We’ll take the o’er on 1:38.
Neal Freyman, Jamie Wilde, Matty Merritt
The Super Bowl between the LA Rams and the Cincinnati Bengals will kick off tomorrow at Los Angeles’s SoFi Stadium. After no Super Bowl team in history had played the game at their home stadium, it’s now happened two seasons in a row. Unprecedented times indeed.

To make sure you’re the person at the party everyone asks to please stop talking by halftime, here are the major storylines and stats to get you prepared for the big game.

Overview: The Super Bowl will begin at 6:30pm ET on NBC and Peacock. A record 117 million people are expected to watch it, equivalent to 35% of the US population.

Gambling: This year’s Super Bowl is shaping up to be a betting bacchanal. Thanks to a wave of states legalizing sports betting over the past year, more than 100 million people in the US are able to place wagers on the game. With $7.6 billion expected to be bet legally on the Super Bowl (up 78% from last year), some observers argue that newly legalized gambling could forever reshape fans’ relationships with their teams and sports more broadly. Of course The Simpsons predicted it.

Commercials: Speaking of sports betting, expect a flurry of commercials from gambling companies hoping to snag new customers, along with ads promoting crypto, electric vehicles, and upcoming movies. If you can’t handle the suspense, a bunch of TV spots have already been released.

Halftime show: For the first time in Super Bowl history, the halftime show is going full hip-hop and featuring SoCal natives Dr. Dre, Snoop Dogg, and Kendrick Lamar along with Eminem and Mary J. Blige. “California Love” is the betting favorite to be the first song played.

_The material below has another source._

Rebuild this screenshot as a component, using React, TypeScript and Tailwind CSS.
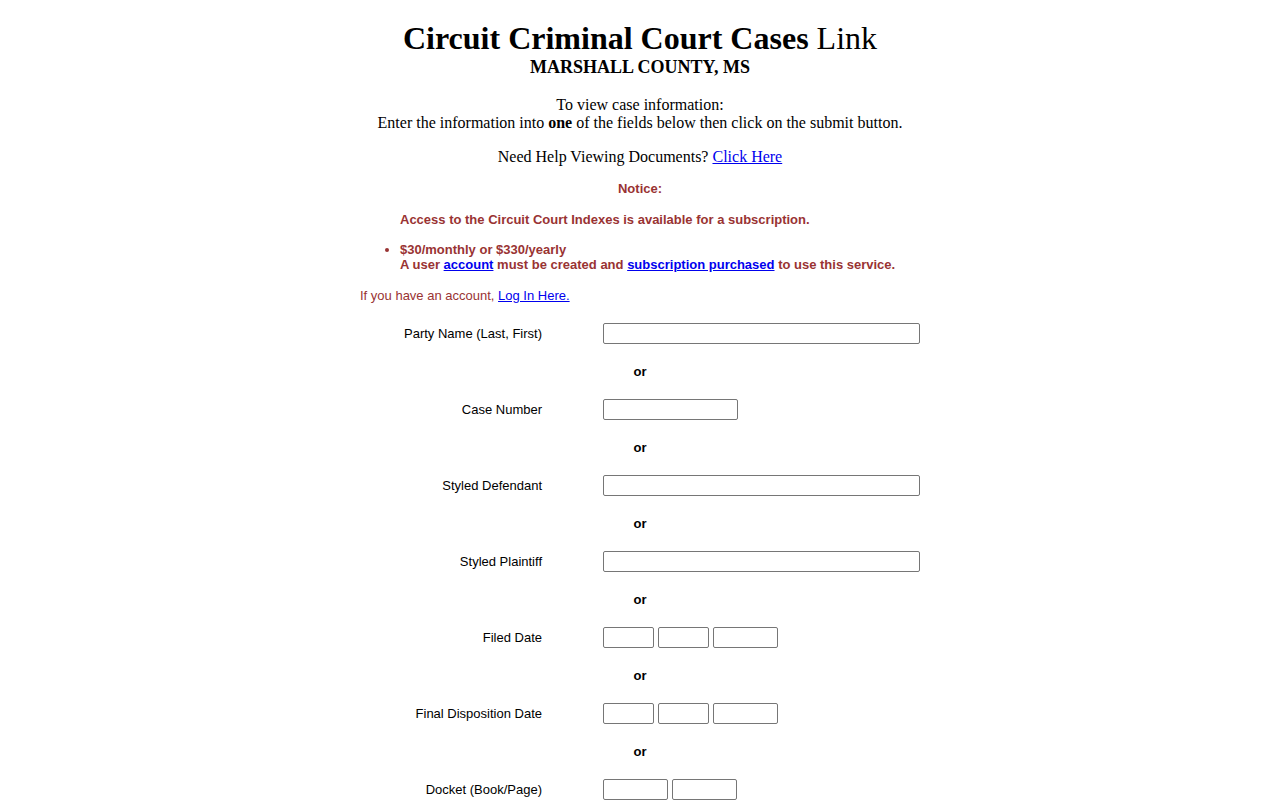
import React from "react";

function Field({ label, children }: { label: string; children: React.ReactNode }) {
  return (
    <div className="grid grid-cols-[182px_1fr] gap-x-[61px] h-[38px] items-center">
      <div className="text-right text-black">{label}</div>
      <div className="flex gap-[4px] items-center">{children}</div>
    </div>
  );
}

function Or() {
  return <div className="h-[38px] flex items-center justify-center font-bold text-black">or</div>;
}

function Input({ w }: { w: string }) {
  return <input type="text" className={`${w} h-[21px] border border-[#767676] rounded-[2px] bg-white px-[2px] outline-none`} />;
}

export default function App() {
  return (
    <div className="min-h-screen bg-white">
      <div className="w-[560px] mx-auto font-['Liberation_Serif',serif] text-black pb-10">
        <div className="pt-[20px] text-center text-[32px] leading-[36px]">
          <b>Circuit Criminal Court Cases</b> Link
        </div>
        <div className="mt-[1px] text-center text-[18px] leading-[20px] font-bold">MARSHALL COUNTY, MS</div>
        <div className="mt-[19px] text-center text-[16px] leading-[18px]">
          To view case information:
          <br />
          Enter the information into <b>one</b> of the fields below then click on the submit button.
        </div>
        <div className="mt-[16px] text-center text-[16px] leading-[18px]">
          Need Help Viewing Documents?{" "}
          <a href="#" className="text-[#0000ee] underline">
            Click Here
          </a>
        </div>
        <div className="font-['Liberation_Sans',Arial,sans-serif] text-[13px] leading-[15px]">
          <div className="text-[#993333] font-bold">
            <div className="mt-[15px] text-center">Notice:</div>
            <div className="mt-[16px] pl-[40px]">Access to the Circuit Court Indexes is available for a subscription.</div>
            <ul className="mt-[15px] pl-[40px] list-disc">
              <li>
                $30/monthly or $330/yearly
                <br />
                A user{" "}
                <a href="#" className="text-[#0000ee] underline">
                  account
                </a>{" "}
                must be created and{" "}
                <a href="#" className="text-[#0000ee] underline">
                  subscription purchased
                </a>{" "}
                to use this service.
              </li>
            </ul>
          </div>
          <div className="mt-[16px] text-[#993333]">
            If you have an account,{" "}
            <a href="#" className="text-[#0000ee] underline">
              Log In Here.
            </a>
          </div>
          <div className="mt-[11px]">
            <Field label="Party Name (Last, First)">
              <Input w="w-[317px]" />
            </Field>
            <Or />
            <Field label="Case Number">
              <Input w="w-[135px]" />
            </Field>
            <Or />
            <Field label="Styled Defendant">
              <Input w="w-[317px]" />
            </Field>
            <Or />
            <Field label="Styled Plaintiff">
              <Input w="w-[317px]" />
            </Field>
            <Or />
            <Field label="Filed Date">
              <Input w="w-[51px]" />
              <Input w="w-[51px]" />
              <Input w="w-[65px]" />
            </Field>
            <Or />
            <Field label="Final Disposition Date">
              <Input w="w-[51px]" />
              <Input w="w-[51px]" />
              <Input w="w-[65px]" />
            </Field>
            <Or />
            <Field label="Docket (Book/Page)">
              <Input w="w-[65px]" />
              <Input w="w-[65px]" />
            </Field>
            <div className="mt-[20px] flex justify-center gap-2">
              <button className="border border-[#767676] rounded-[2px] bg-[#efefef] px-[6px] py-[1px]">Submit</button>
              <button className="border border-[#767676] rounded-[2px] bg-[#efefef] px-[6px] py-[1px]">Reset</button>
            </div>
          </div>
        </div>
      </div>
    </div>
  );
}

Grub: Food prices in the US increased 7% annually this January—their steepest jump since 1981—so it’s not a surprise that the Super Bowl’s holy trinity of wings, guac, and beer will all cost more this year. But don’t expect toomuch pain at checkout: The spike boils down to pennies on the dollar for the average consumer. Plus, thighs > wings.—NF, JW, MM
 
Your age and bias is showing. With the exception of Elway and Montana, all of the QBs you mentioned would be trash today likely. Defenders are bigger, stronger, and faster today. The overall competition is a lot higher. QBs of the past were also given time to become better QBs and all of them practically never had to worry about being replaced within the first few years. They had much longer times playing as starters. Now a days, if you have a bad first year you might be gone the second. One of the best QBs of all time, Payton Manning, was complete trash "stats wise" his first 2 years. If you don't enjoy today's NFL then ok fine. But to say the QBs of the past were better is just plain ridiculous.

Shamelessly Ageist. Funny how racist and sexist are bad, but ageist is OK.
 
Brady started his NFL career in 2000. It’s obvious that Red didn’t watch the last few playoff games, because if he did he wouldn’t be comparing the NFL with a female football league and expect to be taken seriously.

Disparaging women's sports is sexist.